Comment 14 Mohammed Arafa 2013-12-18 12:37:44 UTC
hi cole

i have upgraded to f20 already. 

yum.log says
Nov 21 08:02:59 Updated: libvirt-1.0.5.7-2.fc19.x86_64

and rpm -qi libvirt says
Version     : 1.1.3.1
Release     : 2.fc20

Comment 15 Lennart Poettering 2014-02-23 16:26:49 UTC
As discussed with the libvirt guys we now have a somewhjat more comprehensive APi for this in the scope logic of 209 that should be able to handle this.
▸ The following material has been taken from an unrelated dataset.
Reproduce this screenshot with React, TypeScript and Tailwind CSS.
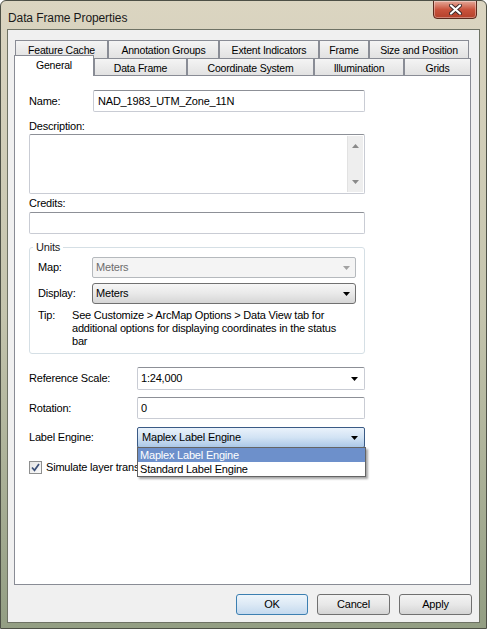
import React from "react";

// drop-down arrow glyph used by the combo boxes
const Arrow = ({ color = "#000" }: { color?: string }) => (
  <svg width="7" height="4" viewBox="0 0 7 4" className="shrink-0">
    <path d="M0 0h7L3.5 4z" fill={color} />
  </svg>
);

const tabsTop = [
  { label: "Feature Cache", w: "w-[93px]" },
  { label: "Annotation Groups", w: "w-[111px]" },
  { label: "Extent Indicators", w: "w-[100px]" },
  { label: "Frame", w: "w-[50px]" },
  { label: "Size and Position", w: "w-[100px]" },
];

const tabsBottom = [
  { label: "Data Frame", w: "w-[93px]" },
  { label: "Coordinate System", w: "w-[127px]" },
  { label: "Illumination", w: "w-[90px]" },
  { label: "Grids", w: "w-[67px]" },
];

const field =
  "h-[22px] border border-[#c9ccd4] border-t-[#8d9097] rounded-[2px] bg-white flex items-center";

export default function App() {
  return (
    <div className="w-[487px] h-[629px] flex flex-col rounded-t-[6px] border border-[#4d5046] bg-gradient-to-b from-[#dbd5c1] via-[#c4c4ad] to-[#939e83] font-['Liberation_Sans',Arial,sans-serif] text-[11px] tracking-[-0.2px] text-black overflow-hidden select-none">
      {/* title bar */}
      <div className="h-[28px] flex items-start justify-between pl-[7px] pr-[9px]">
        <span className="text-[12px] tracking-[-0.1px] mt-[8px] text-[#1a1a1a]">Data Frame Properties</span>
        <div className="w-[44px] h-[19px] -mt-px rounded-b-[4px] border border-[#5b2a1e] bg-gradient-to-b from-[#e3a899] via-[#c9533d] to-[#b4412b] flex items-center justify-center shadow-[inset_0_0_0_1px_rgba(255,255,255,0.35)]">
          <svg width="13" height="11" viewBox="0 0 13 11">
            <path d="M2 1.5l9 8M11 1.5l-9 8" stroke="#3b2a2a" strokeWidth="4" strokeLinecap="round" />
            <path d="M2 1.5l9 8M11 1.5l-9 8" stroke="#fff" strokeWidth="2.2" strokeLinecap="round" />
          </svg>
        </div>
      </div>

      {/* client area */}
      <div className="mx-[6px] mb-[5px] flex-1 border border-[#6e7264] bg-[#f0f0f0] flex flex-col pt-[10px] pl-[6px] pr-[7px]">
        {/* tabs, top row */}
        <div className="h-[18px] flex pl-px">
          {tabsTop.map((t) => (
            <div
              key={t.label}
              className={`${t.w} h-[18px] border border-b-0 border-[#898c95] bg-gradient-to-b from-[#f4f4f4] to-[#e2e2e2] flex items-start justify-center pt-[2px] text-[10.5px]`}
            >
              {t.label}
            </div>
          ))}
        </div>
        {/* tabs, bottom row */}
        <div className="h-[17px] flex items-end">
          <div className="relative z-10 w-[80px] h-[21px] -mb-px border border-b-0 border-[#898c95] bg-white flex justify-center pt-[2px] text-[10.5px]">
            General
          </div>
          {tabsBottom.map((t) => (
            <div
              key={t.label}
              className={`${t.w} h-[17px] border border-b-0 border-[#898c95] bg-gradient-to-b from-[#f4f4f4] to-[#e2e2e2] flex justify-center pt-[2px] text-[10.5px]`}
            >
              {t.label}
            </div>
          ))}
        </div>

        {/* tab page */}
        <div className="w-[457px] h-[510px] border border-[#898c95] bg-white pl-[14px] pt-[14px] flex flex-col">
          <div className="w-[336px] flex flex-col">
            {/* name */}
            <div className="flex items-center">
              <span className="w-[64px]">Name:</span>
              <div className={`${field} flex-1 pl-[4px]`}>NAD_1983_UTM_Zone_11N</div>
            </div>

            <span className="mt-[8px] leading-[13px]">Description:</span>
            <div className="mt-[1px] h-[60px] border border-[#c9ccd4] border-t-[#8d9097] rounded-[2px] bg-white flex justify-end p-px">
              <div className="w-[16px] bg-[#eeeeee] border-l border-[#e2e2e2] flex flex-col items-center justify-between py-[8px]">
                <svg width="7" height="4" viewBox="0 0 7 4"><path d="M0 4h7L3.5 0z" fill="#8a8a8a" /></svg>
                <svg width="7" height="4" viewBox="0 0 7 4"><path d="M0 0h7L3.5 4z" fill="#8a8a8a" /></svg>
              </div>
            </div>

            <span className="mt-[3px] leading-[13px]">Credits:</span>
            <div className={`${field} mt-[2px]`} />

            {/* units group */}
            <fieldset className="mt-[7px] border border-[#d5dfe5] rounded-[3px] pl-[3px] pr-[8px] pb-[5px]">
              <legend className="px-[3px] leading-[13px] text-[#1a1a1a]">Units</legend>
              <div className="pl-[5px] flex flex-col">
                <div className="mt-[3px] flex items-center">
                  <span className="w-[54px]">Map:</span>
                  <div className="flex-1 h-[21px] border border-[#b5b9bd] rounded-[2px] bg-[#f4f4f4] flex items-center justify-between pl-[3px] pr-[5px] text-[#6d6d6d]">
                    Meters
                    <Arrow color="#a2a2a2" />
                  </div>
                </div>
                <div className="mt-[5px] flex items-center">
                  <span className="w-[54px]">Display:</span>
                  <div className="flex-1 h-[21px] border border-[#707070] rounded-[3px] bg-gradient-to-b from-[#f6f6f6] via-[#e9e9e9] to-[#d6d6d6] flex items-center justify-between pl-[3px] pr-[5px]">
                    Meters
                    <Arrow />
                  </div>
                </div>
                <div className="mt-[5px] flex leading-[13px]">
                  <span className="w-[34px] shrink-0">Tip:</span>
                  <span>
                    See Customize &gt; ArcMap Options &gt; Data View tab for
                    <br />
                    additional options for displaying coordinates in the status
                    <br />
                    bar
                  </span>
                </div>
              </div>
            </fieldset>

            {/* scale, rotation, label engine */}
            <div className="mt-[13px] flex items-center">
              <span className="w-[108px]">Reference Scale:</span>
              <div className={`${field} h-[23px] flex-1 justify-between pl-[3px] pr-[6px]`}>
                1:24,000
                <Arrow />
              </div>
            </div>
            <div className="mt-[7px] flex items-center">
              <span className="w-[108px]">Rotation:</span>
              <div className={`${field} flex-1 pl-[3px]`}>0</div>
            </div>
            <div className="mt-[8px] flex items-center">
              <span className="w-[108px]">Label Engine:</span>
              <div className="relative flex-1 h-[21px]">
                <div className="h-full border border-[#3a5a85] rounded-[2px] bg-gradient-to-b from-[#eaf2fb] via-[#d2e3f4] to-[#abc8e7] flex items-center justify-between pl-[4px] pr-[6px]">
                  Maplex Label Engine
                  <Arrow />
                </div>
                {/* open list */}
                <div className="absolute z-20 left-0 top-[20px] w-[229px] border border-[#646464] bg-white shadow-[2px_2px_2px_rgba(0,0,0,0.35)] flex flex-col">
                  <div className="h-[14px] bg-[#6d90cb] text-white pl-[2px] leading-[14px]">Maplex Label Engine</div>
                  <div className="h-[14px] pl-[2px] leading-[14px]">Standard Label Engine</div>
                </div>
              </div>
            </div>
            <div className="mt-[11px] flex items-center gap-[4px] whitespace-nowrap">
              <div className="w-[13px] h-[13px] shrink-0 border border-[#8e8f8f] bg-gradient-to-br from-[#e4e4e4] to-[#fbfbfb] flex items-center justify-center">
                <svg width="9" height="9" viewBox="0 0 9 9">
                  <path d="M1 4.5l2.5 2.8L8 1" stroke="#3b4f78" strokeWidth="1.7" fill="none" />
                </svg>
              </div>
              {/* the open list hides the rest of this label */}
              <span className="w-[91px] overflow-hidden">Simulate layer transparency in legend</span>
            </div>
          </div>
        </div>

        {/* buttons */}
        <div className="mt-[9px] flex justify-end gap-[9px]">
          <button className="w-[72px] h-[21px] border border-[#3c7fb1] rounded-[3px] bg-gradient-to-b from-[#eef5fb] via-[#dce9f5] to-[#c4d9ee] text-[11px]">
            OK
          </button>
          <button className="w-[73px] h-[21px] border border-[#707070] rounded-[3px] bg-gradient-to-b from-[#f3f3f3] via-[#e8e8e8] to-[#d4d4d4] text-[11px]">
            Cancel
          </button>
          <button className="w-[73px] h-[21px] border border-[#707070] rounded-[3px] bg-gradient-to-b from-[#f3f3f3] via-[#e8e8e8] to-[#d4d4d4] text-[11px]">
            Apply
          </button>
        </div>
      </div>
    </div>
  );
}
Comment 16 Daniel Berrangé 2014-02-24 10:06:36 UTC
For reference we have also confirmed that we can fix this on the libvirt side, even without the systemd API enhancements in the short term. https://www.redhat.com/archives/libvir-list/2014-February/msg01358.html

Comment 17 Fedora Update System 2014-03-05 19:03:55 UTC
libvirt-1.1.3.4-2.fc20 has been submitted as an update for Fedora 20.
https://admin.fedoraproject.org/updates/libvirt-1.1.3.4-2.fc20

Comment 18 Fedora Update System 2014-03-07 06:33:19 UTC
Package libvirt-1.1.3.4-2.fc20:
* should fix your issue,
* was pushed to the Fedora 20 testing repository,
* should be available at your local mirror within two days.
Update it with:
# su -c 'yum update --enablerepo=updates-testing libvirt-1.1.3.4-2.fc20'
as soon as you are able to.
Please go to the following url:
https://admin.fedoraproject.org/updates/FEDORA-2014-3543/libvirt-1.1.3.4-2.fc20
then log in and leave karma (feedback).

Comment 19 Fedora Update System 2014-03-10 14:46:26 UTC
libvirt-1.1.3.4-3.fc20 has been submitted as an update for Fedora 20.
https://admin.fedoraproject.org/updates/libvirt-1.1.3.4-3.fc20

Comment 20 Fedora Update System 2014-03-19 08:41:26 UTC
libvirt-1.1.3.4-3.fc20 has been pushed to the Fedora 20 stable repository.  If problems still persist, please make note of it in this bug report.